Ansett pointed out that the system itself had resilience. If the operations team had been trained to use the pneumatic system bypass, they would have been able to divert air from another source to start the generators up. However, they were not trained to do so.

Management is often complicit in these failures, he said. They react to cost pressures by reducing the operating budget to a point where people are not sufficiently trained.

Drifting DRUPS and transformer core saturation

Another example cited by Ansett involved a data centre for financial services trading. The IT load at the data centre was served by a dedicated 2N power system using a dynamic UPS.

Prior to the failure, a significant 100ms utility event occurred, and this caused the diesel rotary uninterruptable power supply (DRUPS) to start. During the process, one of the DRUPS lost frequency control of the output voltage, and the DRUPS output frequencies started to drift apart.

“They malfunctioned but they did not fail,” Ansett pointed out. But this created an out of phase condition which was presented to the static transfer switch (STS), which transferred the load to an alternative source.

As a result, the transformer core became saturated. The voltage output sagged for 200-300ms, the IT load voltage dropped to an unstainable level, and the power failure led to a complete data centre failure and a halt in trading.

So what went wrong? Ansett pointed out that the causal factor – the transient utility event – was not really a factor. “We expect utility events to occur; we expect DRUPS to lose frequency control.”

The root cause, he said, lay in the STS settings. “We expect the out-of-phase condition, so these should have been designed and tested for, but the STS was not enabled for that kind of event. It could have been. But not set up correctly.”

To prevent such a failure from occurring, the STS delay transfer function could have been enabled such that the transfer will still take place, but not in such a way that it would saturate the transformers, said Ansett.

So whose fault was it? Part of it has to do with the design, said Ansett. “Designers must always be cognizant of using the STS delay transfer function.”

There was also a failure on the part of those commissioning the system to test for the out-of-phase condition, said Ansett. “Commissioning didn’t check the STS delay setting or test the STS out-of-phase input condition.”

The importance of learning from failures

Other scenarios cited by Ansett in his presentation included the use of residual current devices in the data centre without clarity on the values at which the devices actually trip; and the noise generated by high pressure gas fire suppression systems in the data centre, which has been linked to HDD failure.

In Ansett’s view, it is very important to share information about these and other data centre failures – something which the industry is not doing. “They get people to sign non-disclosure agreements, they don’t share information, and so we are not learning from failures.”
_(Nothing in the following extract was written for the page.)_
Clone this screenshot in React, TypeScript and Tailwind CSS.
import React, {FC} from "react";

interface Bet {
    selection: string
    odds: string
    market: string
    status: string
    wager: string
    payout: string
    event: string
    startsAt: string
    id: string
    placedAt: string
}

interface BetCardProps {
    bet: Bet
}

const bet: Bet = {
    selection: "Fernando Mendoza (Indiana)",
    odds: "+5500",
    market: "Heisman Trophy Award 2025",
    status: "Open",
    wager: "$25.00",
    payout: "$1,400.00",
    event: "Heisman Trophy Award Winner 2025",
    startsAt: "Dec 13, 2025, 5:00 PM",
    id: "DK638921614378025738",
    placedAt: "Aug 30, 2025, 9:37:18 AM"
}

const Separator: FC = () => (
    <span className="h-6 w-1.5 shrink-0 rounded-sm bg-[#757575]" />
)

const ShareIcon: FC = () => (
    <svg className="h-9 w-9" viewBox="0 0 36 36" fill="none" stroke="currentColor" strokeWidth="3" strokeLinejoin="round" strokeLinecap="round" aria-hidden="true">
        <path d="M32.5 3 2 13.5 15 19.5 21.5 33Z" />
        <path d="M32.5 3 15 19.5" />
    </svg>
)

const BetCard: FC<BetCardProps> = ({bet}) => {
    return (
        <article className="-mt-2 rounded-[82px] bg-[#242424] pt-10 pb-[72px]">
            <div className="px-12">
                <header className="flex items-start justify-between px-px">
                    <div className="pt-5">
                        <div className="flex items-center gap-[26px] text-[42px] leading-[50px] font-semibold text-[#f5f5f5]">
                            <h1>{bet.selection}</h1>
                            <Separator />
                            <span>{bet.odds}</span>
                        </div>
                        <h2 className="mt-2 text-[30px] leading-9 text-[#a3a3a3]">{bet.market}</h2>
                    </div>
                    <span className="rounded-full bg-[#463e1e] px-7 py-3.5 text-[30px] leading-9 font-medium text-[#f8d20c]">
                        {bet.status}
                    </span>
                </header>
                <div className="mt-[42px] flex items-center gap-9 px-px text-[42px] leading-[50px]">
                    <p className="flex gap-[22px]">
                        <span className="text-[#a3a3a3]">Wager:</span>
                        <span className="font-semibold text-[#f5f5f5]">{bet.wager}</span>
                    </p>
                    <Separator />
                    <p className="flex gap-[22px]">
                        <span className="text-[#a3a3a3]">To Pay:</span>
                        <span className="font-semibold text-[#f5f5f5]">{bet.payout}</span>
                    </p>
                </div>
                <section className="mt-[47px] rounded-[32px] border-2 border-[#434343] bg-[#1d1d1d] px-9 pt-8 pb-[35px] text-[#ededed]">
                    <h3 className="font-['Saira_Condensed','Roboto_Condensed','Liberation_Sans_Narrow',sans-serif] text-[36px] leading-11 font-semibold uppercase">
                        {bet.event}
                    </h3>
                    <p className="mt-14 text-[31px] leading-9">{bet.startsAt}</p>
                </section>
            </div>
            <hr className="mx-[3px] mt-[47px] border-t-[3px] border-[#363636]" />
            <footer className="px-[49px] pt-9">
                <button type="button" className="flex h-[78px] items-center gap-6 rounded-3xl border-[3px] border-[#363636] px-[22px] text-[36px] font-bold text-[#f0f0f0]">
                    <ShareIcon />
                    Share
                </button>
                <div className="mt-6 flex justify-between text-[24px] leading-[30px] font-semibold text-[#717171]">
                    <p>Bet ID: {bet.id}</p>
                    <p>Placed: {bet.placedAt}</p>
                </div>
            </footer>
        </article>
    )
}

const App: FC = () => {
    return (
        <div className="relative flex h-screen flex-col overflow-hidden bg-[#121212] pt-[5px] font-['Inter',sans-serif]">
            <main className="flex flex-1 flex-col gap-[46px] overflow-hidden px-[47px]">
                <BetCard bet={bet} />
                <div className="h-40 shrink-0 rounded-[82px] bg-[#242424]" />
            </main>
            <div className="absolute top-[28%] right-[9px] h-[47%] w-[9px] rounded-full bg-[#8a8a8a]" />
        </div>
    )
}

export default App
And these failures are recurring. “I keep seeing the same problems occurring from data centre to data entre to data centre because we are not sharing information very well.”
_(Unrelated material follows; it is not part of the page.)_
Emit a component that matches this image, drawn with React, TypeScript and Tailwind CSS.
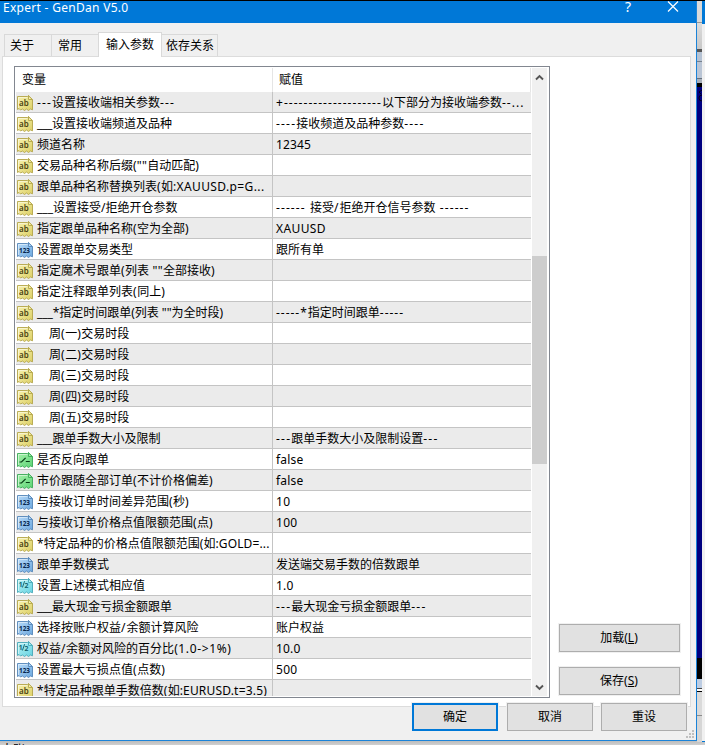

He contrasted the data centre industry with sectors such as aviation, which are the “complete opposite” possibly because human lives are involved. Unlike those sectors, the data centre industry is not regulated.

Data centres are a subset of mission critical systems such as petrochemicals, aviation and nuclear systems, but it is relatively young, said Ansett. There is currently no authority overseeing it and telling it what it should be doing. The closest it gets are the safety guidelines set out by government utilities regulators or the mandates laid down by financial authorities, but the industry per se is not regulated.

Today, the confidentiality that surrounds data centre failures continues to create “massive problems” for the industry, said Ansett. “They will say, ‘Tell us what’s wrong; tell us how to fix it; but don’t talk about it.’ But how do we learn if failures are not shared?”